The answer should consistently reinforce that the candidate’s growth is directly beneficial to the company’s goals. By using company language and referencing internal structures, the candidate subtly demonstrates an understanding of the organization’s culture and operational priorities. This strategic alignment transforms the answer from a personal declaration into a persuasive argument for long-term loyalty and mutual success.
Addressing Uncertainty and Ambition
Candidates who genuinely face a complex career decision, such as choosing between a subject matter expert role and a managerial track, should frame this uncertainty as professional flexibility. It is acceptable to state that the first few years will be spent determining which path best utilizes your developing skills and adds the most value to the organization. This framing maintains ambition while acknowledging that early career performance often dictates future direction.

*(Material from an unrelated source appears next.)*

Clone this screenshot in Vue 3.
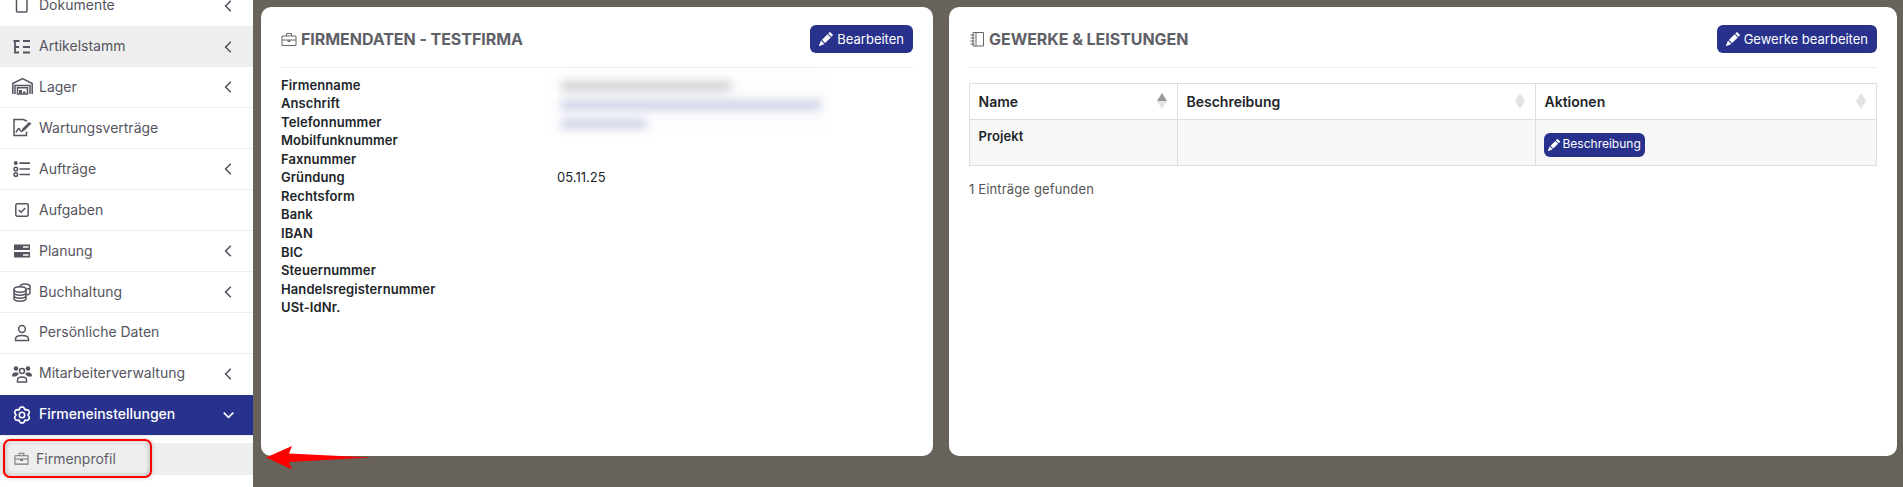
<script setup>
const rows = [
  { t: 'Dokumente', i: 'doc', c: 1 },
  { t: 'Artikelstamm', i: 'tree', c: 1, hover: 1 },
  { t: 'Lager', i: 'garage', c: 1 },
  { t: 'Wartungsverträge', i: 'sign' },
  { t: 'Aufträge', i: 'list', c: 1 },
  { t: 'Aufgaben', i: 'check' },
  { t: 'Planung', i: 'server', c: 1 },
  { t: 'Buchhaltung', i: 'coins', c: 1 },
  { t: 'Persönliche Daten', i: 'person' },
  { t: 'Mitarbeiterverwaltung', i: 'people', c: 1 }
]
const labels = ['Firmenname', 'Anschrift', 'Telefonnummer', 'Mobilfunknummer', 'Faxnummer', 'Gründung', 'Rechtsform', 'Bank', 'IBAN', 'BIC', 'Steuernummer', 'Handelsregisternummer', 'USt-IdNr.']
const values = { 'Gründung': '05.11.25' }
const pencil = 'M12.854.146a.5.5 0 0 0-.707 0L10.5 1.793 14.207 5.5l1.647-1.646a.5.5 0 0 0 0-.708l-3-3zm.646 6.061L9.793 2.5 3.293 9H3.5a.5.5 0 0 1 .5.5v.5h.5a.5.5 0 0 1 .5.5v.5h.5a.5.5 0 0 1 .5.5v.5h.5a.5.5 0 0 1 .5.5v.207l6.5-6.5zm-7.468 7.468A.5.5 0 0 1 6 13.5V13h-.5a.5.5 0 0 1-.5-.5V12h-.5a.5.5 0 0 1-.5-.5V11h-.5a.5.5 0 0 1-.5-.5V10h-.5a.499.499 0 0 1-.175-.032l-.179.178a.5.5 0 0 0-.11.168l-2 5a.5.5 0 0 0 .65.65l5-2a.5.5 0 0 0 .168-.11l.178-.178z'
const gear = (() => {
  const pts = []
  const n = 6
  for (let k = 0; k < n; k++) {
    const a = (k * 2 * Math.PI) / n - Math.PI / 2
    const st = (2 * Math.PI) / n
    for (const [off, r] of [[-0.3, 7.2], [-0.14, 8], [0.14, 8], [0.3, 7.2], [0.5, 5.9]]) {
      const b = a + off * st
      pts.push((10 + r * Math.cos(b)).toFixed(2) + ' ' + (10 + r * Math.sin(b)).toFixed(2))
    }
  }
  return 'M' + pts.join('L') + 'Z'
})()
</script>

<template>
  <div class="page">
    <aside class="side">
      <div class="rows">
        <div v-for="r in rows" :key="r.t" class="row" :class="{ hover: r.hover, nob: r.hover || r.t === 'Mitarbeiterverwaltung' }">
          <svg class="ic" viewBox="0 0 20 20">
            <g v-if="r.i === 'doc'"><path d="M4.500 1h10.500v14a1 1 0 0 1-1 1H5.500a1 1 0 0 1-1-1z" /></g>
            <g v-else-if="r.i === 'tree'"><path d="M3 3v12.500h4M3 10h4M1.500 4h6M11 4h7M11 10h7M11 15.500h7" stroke-width="1.800" /></g>
            <g v-else-if="r.i === 'garage'"><path d="M.8 17V6.500L10.500 1.500l9.700 5V17M3 17V8.500h15V17" /><path d="M5.500 10.800h10V17h-10z" /><path d="M7 13h3v3.500H7zM11 14.500h2.500v2H11z" class="fill" /></g>
            <g v-else-if="r.i === 'sign'"><path d="M14.500 3.500V3l-3-1.500H2v16h12.500v-4" /><path d="M4 14.500c2-4 3-5 4-2.500 1 2 2 1.500 3 .5" /><path d="M10.500 10.500l6.500-6.500 2.500 1.500-7 7-3 1z" class="fill" /></g>
            <g v-else-if="r.i === 'list'"><path d="M7.500 4.200h10.500M7.500 10h10.500M7.500 15.500h10.500" stroke-width="1.700" /><circle cx="3.800" cy="4" r="2" class="fill" /><circle cx="3.800" cy="10" r="1.800" /><circle cx="3.800" cy="15.500" r="1.800" /></g>
            <g v-else-if="r.i === 'check'"><rect x="3.800" y="3.800" width="12.400" height="12.400" rx="1.500" /><path d="M6.800 10l2.300 2.300 4.200-4.300" /></g>
            <g v-else-if="r.i === 'server'"><path d="M2 3.500h16v5.500H2zM2 11h16v5.500H2z" class="fill" /><path d="M11 6h5.500M11 14h5.500" class="inv" /></g>
            <g v-else-if="r.i === 'coins'"><ellipse cx="8" cy="7.500" rx="6" ry="2.700" /><path d="M2 7.500v9c0 1.500 2.700 2.700 6 2.700s6-1.200 6-2.700v-9M2 10.500c0 1.500 2.700 2.700 6 2.700s6-1.200 6-2.700M2 13.500c0 1.500 2.700 2.700 6 2.700s6-1.200 6-2.700" /><path d="M8 4c.8-2.600 9-3 10 0v7c0 .8-1.500 1.500-3.500 2M14.500 7c2 0 3.500-.7 3.500-1.500" /></g>
            <g v-else-if="r.i === 'person'"><circle cx="10" cy="6" r="3.400" /><path d="M3.500 17.500v-1.500c0-2 2-3.500 6.500-3.500s6.500 1.500 6.500 3.500v1.500z" /></g>
            <g v-else><circle cx="10" cy="7" r="2.500" /><path d="M5.500 18v-2c0-2 2-3 4.500-3s4.500 1 4.500 3v2z" /><circle cx="4" cy="4.500" r="2.300" class="fill" /><circle cx="16" cy="4.500" r="2.300" class="fill" /><path d="M0 11.500c0-3.500 7-4.500 6.500-1l-2.500 2H.5zM20 11.500c0-3.500-7-4.500-6.500-1l2.500 2h3.500z" class="fill" /></g>
          </svg>
          <span class="t">{{ r.t }}</span>
          <svg v-if="r.c" class="chev" viewBox="0 0 10 16"><path d="M8.500 1.500L2 8l6.500 6.500" /></svg>
        </div>
        <div class="row active">
          <svg class="ic" viewBox="0 0 20 20"><circle cx="10" cy="10" r="2.700" /><path :d="gear" /></svg>
          <span class="t">Firmeneinstellungen</span>
          <svg class="chev down" viewBox="0 0 16 10"><path d="M2 2l6 6 6-6" /></svg>
        </div>
      </div>
      <div class="subs">
        <div class="sub cur">
          <svg class="subic" viewBox="0 0 16 16"><path d="M1 5h14v9H1zM5.500 5V2.500h5V5M1 8.500h14M7 8.500v1.500h2V8.500" /></svg>
          <span>Firmenprofil</span>
        </div>
        <div class="sub">
          <span class="subic"></span>
          <span>Zusatzfunktionen</span>
        </div>
      </div>
    </aside>
    <main class="main">
      <section class="card">
        <header class="head">
          <h2>
            <svg class="hic" viewBox="0 0 16 16"><path d="M1 5h14v9.500H1zM5.500 5V2.500h5V5M1 9h14M7 9v1.500h2V9" /></svg>
            FIRMENDATEN - TESTFIRMA
          </h2>
          <button class="btn"><svg viewBox="0 0 16 16"><path :d="pencil" /></svg>Bearbeiten</button>
        </header>
        <div class="data">
          <template v-for="l in labels" :key="l">
            <b>{{ l }}</b><span>{{ values[l] || '' }}</span>
          </template>
          <div class="blur">
            <i class="grey"></i><i class="blue"></i><i class="blue short"></i>
          </div>
        </div>
      </section>
      <section class="card">
        <header class="head">
          <h2>
            <svg class="hic" viewBox="0 0 16 16"><path d="M4 1.500h10.500v13.500H4zM7 1.500v13.500M1.500 4h4M1.500 7h4M1.500 10h4M1.500 13h4" /></svg>
            GEWERKE &amp; LEISTUNGEN
          </h2>
          <button class="btn"><svg viewBox="0 0 16 16"><path :d="pencil" /></svg>Gewerke bearbeiten</button>
        </header>
        <table>
          <colgroup><col class="c1" /><col class="c2" /><col /></colgroup>
          <thead>
            <tr>
              <th>Name<span class="sort"><i class="up"></i><i></i></span></th>
              <th>Beschreibung<span class="sort"><i></i><i></i></span></th>
              <th>Aktionen<span class="sort"><i></i><i></i></span></th>
            </tr>
          </thead>
          <tbody>
            <tr>
              <td><b>Projekt</b></td>
              <td></td>
              <td class="act"><button class="btn small"><svg viewBox="0 0 16 16"><path :d="pencil" /></svg>Beschreibung</button></td>
            </tr>
          </tbody>
        </table>
        <p class="found">1 Einträge gefunden</p>
      </section>
    </main>
    <div class="mark"></div>
    <svg class="arrow" viewBox="0 0 107 28"><path d="M1 13.500L27 2l-3 7.500 82 4-82 4.500 3 7.500z" /></svg>
  </div>
</template>

<style>
html, body { margin: 0; background: #67635a; overflow: hidden; }
</style>

<style scoped>
.page {
  position: relative;
  display: flex;
  width: 1903px;
  height: 487px;
  overflow: hidden;
  background: #67635a;
  font-family: Inter, "Liberation Sans", sans-serif;
  font-size: 13px;
  line-height: 18.57px;
  color: #212529;
}
.side {
  flex: 0 0 253px;
  width: 253px;
  height: 487px;
  overflow: hidden;
  background: #fff;
  color: #555560;
}
.rows { margin-top: -14.300px; }
.row {
  box-sizing: border-box;
  display: flex;
  align-items: center;
  height: 40.900px;
  padding: 0 17px 0 12px;
  border-bottom: 1px solid #eceded;
  font-size: 14px;
}
.row.hover { background: #eeeeee; }
.row.nob { border-bottom-color: transparent; }
.row.active { background: #28328c; color: #fff; font-weight: 500; }
.ic {
  flex: none;
  width: 20px;
  height: 20px;
  margin-right: 7px;
  overflow: visible;
  fill: none;
  stroke: #555560;
  stroke-width: 1.500;
}
.active .ic { stroke: #fff; stroke-width: 1.600; stroke-linejoin: round; }
.ic .fill { fill: #555560; stroke: none; }
.ic .inv { stroke: #fff; }
.t { flex: 1; }
.chev {
  flex: none;
  width: 8px;
  height: 14px;
  margin-right: 4px;
  fill: none;
  stroke: #555560;
  stroke-width: 2;
}
.chev.down { width: 13px; height: 8px; margin-right: 1px; stroke: #fff; }
.subs { padding-top: 7.300px; }
.sub {
  display: flex;
  align-items: center;
  height: 32px;
  padding-left: 14px;
  font-size: 14px;
  color: #5e5e68;
}
.sub.cur { background: #eeeeee; }
.sub + .sub { height: 24px; padding-top: 8px; filter: blur(.6px); }
.subic {
  flex: none;
  width: 15px;
  height: 15px;
  margin-right: 7px;
  fill: none;
  stroke: #777;
  stroke-width: 1.100;
}
.main {
  flex: 1;
  display: grid;
  grid-template-columns: 672px 948px;
  column-gap: 16px;
  align-items: start;
  padding: 7px 0 0 8px;
}
.card {
  box-sizing: border-box;
  height: 449px;
  padding: 18px 20px;
  background: #fff;
  border-radius: 10px;
}
.head {
  display: flex;
  align-items: center;
  justify-content: space-between;
  height: 28px;
  padding-bottom: 13.500px;
  border-bottom: 1px solid #ebedef;
  margin-bottom: 8px;
}
h2 {
  display: flex;
  align-items: center;
  gap: 4px;
  margin: 0;
  font-size: 16px;
  font-weight: 700;
  letter-spacing: -.05px;
  color: #5f6167;
}
.hic {
  width: 16px;
  height: 16px;
  fill: none;
  stroke: #666;
  stroke-width: 1;
}
.btn {
  display: inline-flex;
  align-items: center;
  gap: 4px;
  height: 28px;
  padding: 0 9px;
  border: 0;
  border-radius: 6px;
  background: #28328c;
  color: #fff;
  font: inherit;
  font-size: 13px;
}
.btn svg { width: 14px; height: 14px; fill: #fff; }
.btn.small {
  display: flex;
  height: 24px;
  margin-left: -1px;
  padding: 0 4px;
  gap: 3px;
  font-size: 12px;
}
.btn.small svg { width: 12px; height: 12px; }
.data {
  position: relative;
  display: grid;
  grid-template-columns: 276px 1fr;
  grid-auto-rows: 18.570px;
}
.data b { font-weight: 600; letter-spacing: .1px; }
.blur {
  position: absolute;
  top: 2px;
  left: 274px;
  width: 272px;
  height: 54px;
  display: flex;
  flex-direction: column;
  gap: 9px;
  padding: 3px 0 0 6px;
  box-sizing: border-box;
  background: #fdfdfe;
  filter: blur(5px);
}
.blur i { display: block; height: 10px; width: 170px; background: #cfd0d3; }
.blur .blue { width: 260px; background: #cdd1e6; }
.blur .short { width: 85px; }
table {
  width: 908px;
  table-layout: fixed;
  margin-top: 15px;
  border-collapse: collapse;
}
.c1 { width: 208px; }
.c2 { width: 358px; }
th, td {
  box-sizing: border-box;
  border: 1px solid #dedede;
  padding: 0 8.500px;
  text-align: left;
}
th {
  position: relative;
  height: 36px;
  padding-top: 2px;
  font-size: 14px;
  font-weight: 600;
  background: #fff;
}
td {
  height: 46px;
  vertical-align: top;
  padding-top: 7px;
  background: #f8f8f8;
}
td.act { padding-top: 13px; padding-bottom: 0; }
td b { font-weight: 600; letter-spacing: .1px; }
.sort {
  position: absolute;
  right: 10px;
  top: 9px;
  display: flex;
  flex-direction: column;
}
.sort i {
  display: block;
  width: 0;
  height: 0;
  border-left: 5px solid transparent;
  border-right: 5px solid transparent;
  border-bottom: 8px solid #e3e3e3;
}
.sort i + i { border-bottom: 0; border-top: 8px solid #e3e3e3; }
.sort i.up { border-bottom-color: #999; }
.found { margin: 14px 0 0; letter-spacing: .15px; color: #555; }
.mark {
  position: absolute;
  left: 3px;
  top: 439px;
  width: 149px;
  height: 39px;
  box-sizing: border-box;
  border: 2px solid #f00;
  border-radius: 7px;
  box-shadow: inset 0 0 5px rgba(0, 0, 0, .3), 0 0 4px rgba(0, 0, 0, .2);
}
.arrow {
  position: absolute;
  left: 265px;
  top: 444px;
  width: 107px;
  height: 28px;
  fill: #f00;
}
</style>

The response should focus on a commitment to continuous professional development, regardless of the final title. Emphasize that your primary goal is to acquire the necessary certifications, technical depth, or leadership skills the company needs to execute its strategy. By demonstrating a readiness to adapt your growth based on the company’s evolving needs, you showcase a pragmatic and organization-focused mindset.
Finalizing and Delivering Your Answer
The delivery of the five-year plan answer should be confident, concise, and infused with a positive, forward-looking tone. After articulating the three-phase structure, the candidate must quickly pivot the conversation back to the immediate role at hand. This shows that while you have a long-term vision, your focus remains on excelling in the immediate opportunity.
A strong concluding statement might be: “I see the next five years as building a lasting, high-impact career here, and I am excited to start that trajectory by focusing entirely on mastering the responsibilities of this [Job Title] role.” This ensures the interviewer leaves the discussion confident that you are ambitious yet grounded. The response should be delivered with a calm assurance that confirms preparedness and sincerity.